Not all MPs were equally satisfied, with MP Torgeir Knag Fylkesnes of the Socialist Left party (SV) demanding full insight into what information PST may have collected on him. “It’s completely ridiculous that PST has registered members of a friendship group,” Fylkenes told VG. “Are they out of control again?”

Fylkenes said he’s been a member of the Norwegian-Russian friendship group since its founding in early 2014. It wasn’t long after that, however, that Russia invaded and annexed Crimea, leading to tensions that in turn has left the group relatively inactive even though the Russian Embassy in Oslo reportedly had worked hard to set it up.

‘Completely shocked’
MP Ulf Lierstein, formerly of the Progress Party but now an independent MP since a sex scandal in 2018, told VG he was “completely shocked” to hear “what PST was up to,” and how they responded to “completely normal political contact activities.”

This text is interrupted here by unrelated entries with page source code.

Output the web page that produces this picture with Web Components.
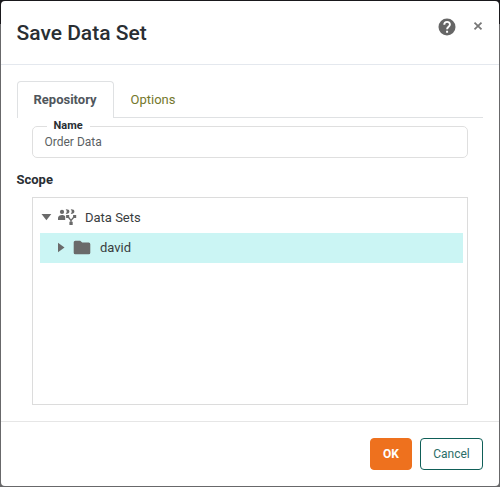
<!DOCTYPE html>
<html lang="en"><head><meta charset="utf-8"><title>Save Data Set</title>
<style>
html,body{height:100%}
body{margin:0;overflow:hidden;font-family:Roboto,sans-serif;font-size:13px;color:#292e33;background:linear-gradient(#19181c 24px,#68686a 24px)}
</style></head><body>
<modal-dialog heading="Save Data Set">
  <tab-bar>
    <tab-item active>Repository</tab-item><tab-item>Options</tab-item>
  </tab-bar>
  <text-field label="Name">Order Data</text-field>
  <section-label>Scope</section-label>
  <tree-view>
    <tree-row icon="shared" open>Data Sets</tree-row>
    <tree-row icon="folder" selected>david</tree-row>
  </tree-view>
  <push-button slot="footer" primary>OK</push-button>
  <push-button slot="footer">Cancel</push-button>
</modal-dialog>
<script>
const define = (name, render) => customElements.define(name, class extends HTMLElement {
  connectedCallback() {
    if (this.shadowRoot) return;
    const t = document.createElement('template');
    t.innerHTML = '<style>:host,*{box-sizing:border-box}svg{display:block}</style>' + render(this);
    this.attachShadow({mode: 'open'}).append(t.content.cloneNode(true));
  }
});

define('modal-dialog', el => `<style>
:host{display:flex;flex-direction:column;height:485px;margin:1px;background:#fff;border-radius:4px;overflow:hidden}
header{display:flex;height:64px;border-bottom:1px solid #e4e8ee;padding:0 16px 0 15.5px;flex:none}
h1{margin:0;flex:1;font-size:21px;font-weight:500;line-height:65px;height:63px}
.help{margin:16px 16px 0 0;width:20px;height:20px}
.close{margin:20px 0 0;width:10px;height:10px}
main{flex:1;padding:16px 16px 0;min-height:0}
footer{display:flex;justify-content:flex-end;gap:8px;height:65px;padding:16px 16px 0;border-top:1px solid #e6e6e6;flex:none}
</style>
<header><h1>${el.getAttribute('heading')}</h1>
<svg class="help" viewBox="0 0 24 24"><circle cx="12" cy="12" r="10.200" fill="#666"/><path d="M8.700 9.400C8.700 4.800 15.500 4.800 15.500 9c0 2.600-3.400 2.700-3.400 5.600" fill="none" stroke="#fff" stroke-width="2.300"/><path d="M10.900 16.500h2.400v2.400h-2.400z" fill="#fff"/></svg>
<svg class="close" viewBox="0 0 10 10" fill="none" stroke="#777" stroke-width="1.800"><path d="M1.500 1.700L8.500 8.300M8.500 1.700L1.500 8.300"/></svg>
</header><main><slot></slot></main><footer><slot name="footer"></slot></footer>`);

define('tab-bar', () => `<style>:host{display:flex;height:37px;border-bottom:1px solid #dfe1e3}</style><slot></slot>`);

define('tab-item', () => `<style>
:host{display:block;height:37px;padding:0 15.500px;line-height:36px;color:#74782c;border:1px solid transparent;border-bottom:0}
:host([active]){width:97px;padding:0 15.500px;color:#50565c;font-weight:700;background:#fff;border-color:#dfe1e3;border-radius:4px 4px 0 0}
</style><slot></slot>`);

define('text-field', el => `<style>
:host{display:block;margin:1px 15px 0}
fieldset{margin:0;padding:0 11.500px;height:39px;min-width:0;border:1px solid #dfdfdf;border-radius:5px}
legend{padding:0 7px;margin-left:2px;font-size:11px;font-weight:700;line-height:14px;height:14px}
div{font-size:12px;line-height:18px;color:#5b5f63}
</style><fieldset><legend>${el.getAttribute('label')}</legend><div><slot></slot></div></fieldset>`);

define('section-label', () => `<style>:host{display:block;margin:14px 0 0 -.5px;height:25px;line-height:16px;font-weight:700;font-size:13px}</style><slot></slot>`);

define('tree-view', () => `<style>:host{display:block;margin:0 15px;height:208px;border:1px solid #dcdcdc;padding:5px 4px 0 7px}</style><slot></slot>`);

const icons = {
  shared: `<svg width="20" height="18" viewBox="0 0 20 18" fill="#6a6a6a"><circle cx="5" cy="2.900" r="2.100"/><path d="M1 11V9c0-2 2-3 4-3 1.500 0 2.500.6 3.200 1.400V11z"/><path d="M8.700.3c2.600-.1 3.700.8 3.700 2.300s-1.100 2.500-3.700 2.500c1.400-1.600 1.400-3.200 0-4.800zM13.700.3c2.600-.1 3.700.8 3.700 2.300s-1.100 2.500-3.700 2.500c1.400-1.600 1.400-3.200 0-4.800z"/><path d="M10.800 7.500L14 11.500l3.400-4M14 11v3" fill="none" stroke="#6a6a6a" stroke-width="1.300"/><path d="M9.100 6h3.100v3H9.100zM16.100 6h3.100v3h-3.100zM12.400 12.700h3.300v3.200h-3.300z"/></svg>`,
  folder: `<svg width="20" height="18" viewBox="0 0 20 18" fill="#6a6a6a"><path d="M3.300 1.700h4.900l2 1.900h6.500a1.600 1.600 0 0 1 1.600 1.600v8.500a1.600 1.600 0 0 1-1.600 1.600H3.300a1.600 1.600 0 0 1-1.600-1.600V3.300a1.600 1.600 0 0 1 1.600-1.600z"/></svg>`
};
define('tree-row', el => `<style>
:host{display:flex;align-items:center;height:30px;padding-left:1px;color:#393d40}
:host([selected]){background:#cbf5f4;padding-left:16px}
.arrow{width:11px;height:11px;margin:0 5px 1px 0}
span{margin-left:8px;line-height:16px}
</style><svg class="arrow" viewBox="0 0 11 11" fill="#6a6a6a"><path d="${el.hasAttribute('open') ? 'M.5 2h9.800L5.400 8.300z' : 'M2 .8v9.400L8.500 5.500z'}"/></svg>${icons[el.getAttribute('icon')]}<span><slot></slot></span>`);

define('push-button', () => `<style>
:host{display:block;height:32px;width:63px;border:1px solid #0f5f58;border-radius:4px;color:#2a6d67;text-align:center;font-size:12px;line-height:30px}
:host([primary]){width:42px;background:#ee711e;border-color:#ee711e;color:#fff;font-weight:700}
</style><slot></slot>`);
</script></body></html>
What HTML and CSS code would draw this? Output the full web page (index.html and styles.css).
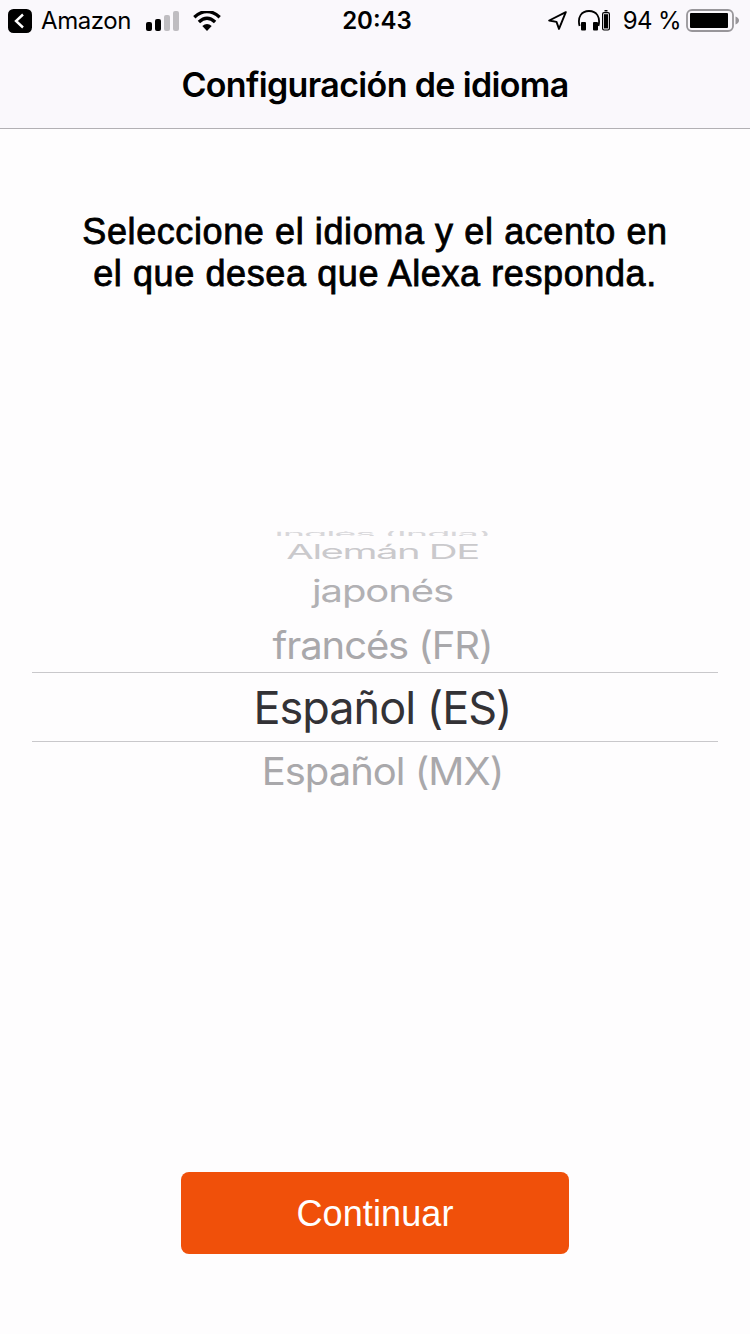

A PST spokesman sent a message to VG noting that PST “took the criticism from the Oversight Committee seriously,” and had “corrected” its operations in line with the committee’s report to Parliament.

Aftenposten noted, meanwhile, that the president of the Parliament, Tone Wilhelmsen Trøen, supported the Oversight Committee’s conclusion, adding that “casting suspicion over these (friendship) groups or their members in general is damaging for important people-to-people cooperation.”

The newspaper editorialized on Thursday, however, that the Parliament should also publish a list of all its friendship groups along with all their members. That would make the information easily accessible for both PST and the public at large.

“It shouldn’t be either secret or suspicious for an MP to be a friend,” Aftenposten wrote.